Michael Carlson, writing for The Daily Telegraph, praised the film despite its shocking content. "Yet, for all its shocks, Just, Melvin is not a work of morbid depression or a confessional freak show. It is, rather, a challenging film that reveals the real cost of abuse but, also, the deep strength of familial love."

David Zurawik of The Baltimore Sun wrote that HBO should be commended for daring to air such a graphic documentary right after its hit Sunday night show, The Sopranos: "The kind of incest and stepchild molestation this film explores is exactly the kind of ugly secret too many of us are all too happy to ignore in the name of propriety, while innocent victims not only have their childhood violated but also their ability to enjoy their adult lives destroyed. This is the kind of documentary that is behind HBO winning all those Emmy, Oscar and Peabody awards."

Emanuel Levy, reviewing Just, Melvin for Variety, was more critical, writing that the documentary was less engaging than it could have been due to its "remote" tone. He wrote, "Scandalous testimony relates how Melvin was paying the girls from 25 cents to one dollar, depending on the depth of penetration, and how he forced them to get 'training' by using crayons and hot dogs.
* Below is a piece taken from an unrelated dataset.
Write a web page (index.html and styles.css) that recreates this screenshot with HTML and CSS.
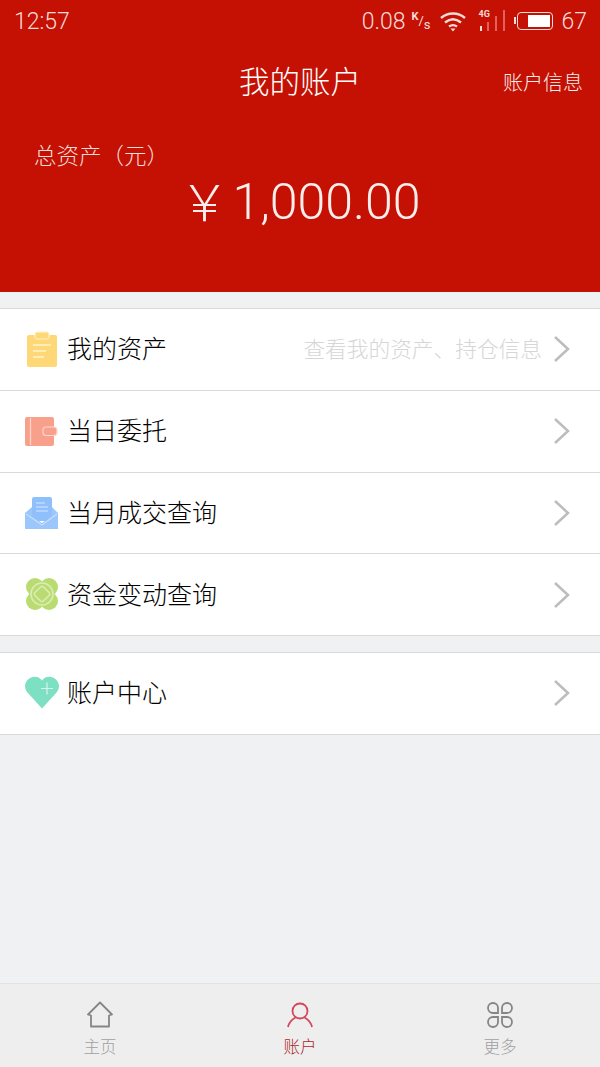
FILE: index.html
```html
<!DOCTYPE html>
<html lang="zh-CN">

<head>
    <meta charset="UTF-8">
    <meta name="viewport" content="width=device-width, initial-scale=1.0">
    <title>我的账户</title>
    <link rel="stylesheet" href="styles.css">
</head>

<body>
    <div class="page">

        <header class="header">
            <div class="status-bar">
                <span class="clock">12:57</span>
                <div class="status-right">
                    <span class="speed">0.08</span>
                    <span class="speed-unit"><span class="unit-k">K</span>/<span class="unit-s">s</span></span>
                    <svg class="wifi" width="28" height="22" viewBox="0 0 28 22" fill="none" stroke="#f6dcd9" stroke-width="2.4">
                        <path d="M2 8C9 2 19 2 26 8" />
                        <path d="M6 12.500C11 8.500 17 8.500 22 12.500" />
                        <path d="M10 16.500C12.500 14.800 15.500 14.800 18 16.500" />
                        <path d="M11.500 18.500H16.500L14 21.500Z" fill="#f6dcd9" stroke="none" />
                    </svg>
                    <div class="signal">
                        <span class="signal-label">4G</span>
                        <svg width="28" height="22" viewBox="0 0 28 22">
                            <rect x="2" y="16" width="2" height="5" fill="#f6dcd9" />
                            <rect x="9" y="12" width="2" height="9" fill="#e0625a" />
                            <rect x="17" y="6" width="2" height="15" fill="#e0625a" />
                            <rect x="25" y="0" width="2" height="21" fill="#e0625a" />
                        </svg>
                    </div>
                    <div class="battery">
                        <div class="battery-fill"></div>
                    </div>
                    <span class="battery-num">67</span>
                </div>
            </div>

            <div class="title-row">
                <h1 class="title">我的账户</h1>
                <a class="title-link">账户信息</a>
            </div>

            <div class="total-label">总资产（元）</div>
            <div class="total-value"><span class="total-yen">￥</span><span class="total-num">1,000.00</span></div>
        </header>

        <section class="group first-group">
            <div class="row">
                <svg class="row-icon" width="36" height="36" viewBox="0 0 36 36">
                    <rect x="3" y="4" width="30" height="32" rx="2" fill="#fed877" />
                    <rect x="11" y="1" width="14" height="7" rx="2" fill="#fed877" stroke="#fff3cf" stroke-width="1" />
                    <path d="M9 14H27M9 20H22M9 26H20" stroke="#fff3cf" stroke-width="1.500" />
                </svg>
                <span class="row-text">我的资产</span>
                <span class="row-hint">查看我的资产、持仓信息</span>
                <svg class="chevron" width="18" height="28" viewBox="0 0 18 28" fill="none" stroke="#bdbdbd" stroke-width="2.500">
                    <path d="M2 2L15 14L2 26" />
                </svg>
            </div>
            <div class="row">
                <svg class="row-icon" width="36" height="36" viewBox="0 0 36 36">
                    <rect x="1" y="4" width="29" height="29" rx="2" fill="#f9a08d" />
                    <path d="M6.500 5V32" stroke="#fdd6cd" stroke-width="1.200" />
                    <rect x="19" y="14" width="14" height="8.500" rx="3" fill="#f9a08d" stroke="#fdd6cd" stroke-width="1.200" />
                </svg>
                <span class="row-text">当日委托</span>
                <svg class="chevron" width="18" height="28" viewBox="0 0 18 28" fill="none" stroke="#bdbdbd" stroke-width="2.500">
                    <path d="M2 2L15 14L2 26" />
                </svg>
            </div>
            <div class="row">
                <svg class="row-icon" width="36" height="36" viewBox="0 0 36 36">
                    <rect x="8" y="2" width="20" height="24" rx="2" fill="#8fc0fb" />
                    <path d="M1 18L8 12V21L18 28L28 21V12L34 18V34H1Z" fill="#9cc7fc" />
                    <path d="M2 19L18 30L33 19" fill="none" stroke="#d6e8fe" stroke-width="1" />
                    <path d="M12 8H21M12 12H24M12 16H24" stroke="#d6e8fe" stroke-width="1.200" />
                </svg>
                <span class="row-text">当月成交查询</span>
                <svg class="chevron" width="18" height="28" viewBox="0 0 18 28" fill="none" stroke="#bdbdbd" stroke-width="2.500">
                    <path d="M2 2L15 14L2 26" />
                </svg>
            </div>
            <div class="row">
                <svg class="row-icon" width="36" height="36" viewBox="0 0 36 36">
                    <circle cx="11" cy="10" r="9" fill="#b9dc72" />
                    <circle cx="25" cy="10" r="9" fill="#b9dc72" />
                    <circle cx="11" cy="24" r="9" fill="#b9dc72" />
                    <circle cx="25" cy="24" r="9" fill="#b9dc72" />
                    <rect x="9" y="8" width="18" height="18" fill="#b9dc72" />
                    <circle cx="18" cy="17" r="11" fill="none" stroke="#dcedb4" stroke-width="1.500" />
                    <rect x="12" y="11" width="12" height="12" rx="2" transform="rotate(45 18 17)" fill="none" stroke="#dcedb4" stroke-width="1.500" />
                </svg>
                <span class="row-text">资金变动查询</span>
                <svg class="chevron" width="18" height="28" viewBox="0 0 18 28" fill="none" stroke="#bdbdbd" stroke-width="2.500">
                    <path d="M2 2L15 14L2 26" />
                </svg>
            </div>
        </section>

        <section class="group">
            <div class="row">
                <svg class="row-icon" width="36" height="36" viewBox="0 0 36 36">
                    <path d="M18 33.500L3 17C-3 8 6 0 13 2C15.500 2.600 17 4 18 5.500C19 4 20.500 2.600 23 2C30 0 39 8 33 17Z" fill="#7de0c2" />
                    <path d="M17 13.500H29M23 7.500V19.500" stroke="#d5f5ea" stroke-width="1.200" />
                </svg>
                <span class="row-text">账户中心</span>
                <svg class="chevron" width="18" height="28" viewBox="0 0 18 28" fill="none" stroke="#bdbdbd" stroke-width="2.500">
                    <path d="M2 2L15 14L2 26" />
                </svg>
            </div>
        </section>

        <nav class="tabbar">
            <div class="tab">
                <svg width="28" height="28" viewBox="0 0 28 28" fill="none" stroke="#858585" stroke-width="1.800" stroke-linejoin="round">
                    <path d="M14 1.500L2 13.500L5 14.500V25.500H23V14.500L26 13.500Z" />
                </svg>
                <span class="tab-text">主页</span>
            </div>
            <div class="tab tab-active">
                <svg width="28" height="28" viewBox="0 0 28 28" fill="none" stroke="#d1485c" stroke-width="1.800">
                    <circle cx="14" cy="10" r="7.500" />
                    <path d="M2 26C3 21 6 18.500 9.500 16.500M26 26C25 21 22 18.500 18.500 16.500" />
                </svg>
                <span class="tab-text">账户</span>
            </div>
            <div class="tab">
                <svg width="28" height="28" viewBox="0 0 28 28" fill="none" stroke="#858585" stroke-width="1.800">
                    <path d="M12 12H7A5 5 0 1 1 12 7Z" />
                    <path d="M16 12H21A5 5 0 1 0 16 7Z" />
                    <path d="M12 16H7A5 5 0 1 0 12 21Z" />
                    <path d="M16 16H21A5 5 0 1 1 16 21Z" />
                </svg>
                <span class="tab-text">更多</span>
            </div>
        </nav>

    </div>
</body>

</html>
```

FILE: styles.css
```css
* {
    box-sizing: border-box;
}

body {
    margin: 0;
    font-family: "Noto Sans CJK SC", "Roboto", sans-serif;
    font-weight: 300;
    background-color: #f0f1f3;
}

.page {
    width: 600px;
    height: 1067px;
    display: flex;
    flex-direction: column;
    overflow: hidden;
}

.header {
    height: 292px;
    background-color: #c41103;
    color: #fff;
    flex-shrink: 0;
}

.status-bar {
    height: 42px;
    padding: 0 13px 0 14px;
    display: flex;
    align-items: center;
    justify-content: space-between;
    color: #f6dcd9;
    font-family: "Roboto", sans-serif;
    font-size: 23px;
    font-weight: 300;
}

.status-right {
    display: flex;
    align-items: center;
}

.speed {
    margin-right: 1px;
}

.speed-unit {
    font-size: 13px;
    font-weight: 400;
    margin-left: 5px;
    width: 17px;
    white-space: nowrap;
}

.unit-k {
    vertical-align: 5px;
    font-size: 11px;
    font-weight: 700;
}

.unit-s {
    vertical-align: -4px;
}

.wifi {
    margin-left: 11px;
}

.signal {
    position: relative;
    margin-left: 11px;
    width: 28px;
    height: 22px;
}

.signal-label {
    position: absolute;
    left: 0;
    top: -1px;
    font-size: 9px;
    font-weight: 700;
    line-height: 10px;
}

.battery {
    position: relative;
    width: 36px;
    height: 18px;
    margin-left: 11px;
    padding: 2px;
    border: 1.500px solid #f6dcd9;
    border-radius: 4px;
    display: flex;
    justify-content: flex-end;
}

.battery::before {
    content: "";
    position: absolute;
    left: -4px;
    top: 4px;
    width: 2px;
    height: 7px;
    background-color: #f6dcd9;
}

.battery-fill {
    width: 22px;
    background-color: #fff;
}

.battery-num {
    margin-left: 8px;
}

.title-row {
    position: relative;
    height: 80px;
    display: flex;
    align-items: center;
    justify-content: center;
    padding-bottom: 4px;
}

.title {
    margin: 0;
    font-size: 30.500px;
    font-weight: 300;
}

.title-link {
    position: absolute;
    right: 17px;
    top: 25px;
    font-size: 20px;
    color: #fbeeec;
}

.total-label {
    margin: 17px 0 0 34px;
    font-size: 22.500px;
    line-height: 30px;
    color: #f6dcd9;
}

.total-value {
    display: flex;
    align-items: center;
    justify-content: center;
    height: 62px;
    margin-top: 2px;
    color: #fbeeec;
}

.total-yen {
    font-size: 50px;
    margin-right: 3px;
    padding-bottom: 6px;
}

.total-num {
    font-family: "Roboto", sans-serif;
    font-size: 50px;
    font-weight: 300;
}

.group {
    margin-top: 16px;
    background-color: #fff;
    border-top: 1px solid #d9d9d9;
    flex-shrink: 0;
}

.row {
    height: 81.750px;
    padding: 0 29px 0 24px;
    display: flex;
    align-items: center;
    border-bottom: 1px solid #d9d9d9;
}

.row-icon {
    flex-shrink: 0;
}

.row-text {
    margin-left: 7px;
    padding-bottom: 4px;
    font-size: 25px;
    color: #000;
}

.row-hint {
    margin-left: auto;
    padding-bottom: 4px;
    font-size: 21.700px;
    color: #d6d6d6;
}

.chevron {
    margin-left: auto;
    flex-shrink: 0;
}

.row-hint + .chevron {
    margin-left: 11px;
}

.tabbar {
    margin-top: auto;
    height: 84px;
    background-color: #eeeeee;
    border-top: 1px solid #e2e2e2;
    display: flex;
    flex-shrink: 0;
}

.tab {
    flex: 1;
    display: flex;
    flex-direction: column;
    align-items: center;
    padding-top: 17px;
}

.tab-text {
    margin-top: 5px;
    font-size: 16.500px;
    line-height: 24px;
    color: #a0a0a0;
}

.tab-active .tab-text {
    color: #ad1f25;
}
```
However shocking such disclosures are, they're often presented in a manner that diminishes their emotional effect. Overall, this richly detailed docu suffers from an unnecessarily cluttered structure, which makes it difficult to unravel the family links among its numerous victims."

==Awards==
Just, Melvin: Just Evil was nominated for the Grand Jury Prize at the 2000 Sundance Film Festival and the "Truer Than Fiction Award" at the Independent Spirit Awards. It won awards at the Santa Barbara International Film Festival, South Beach Film Festival, Vancouver International Film Festival and Newport Beach Film Festival.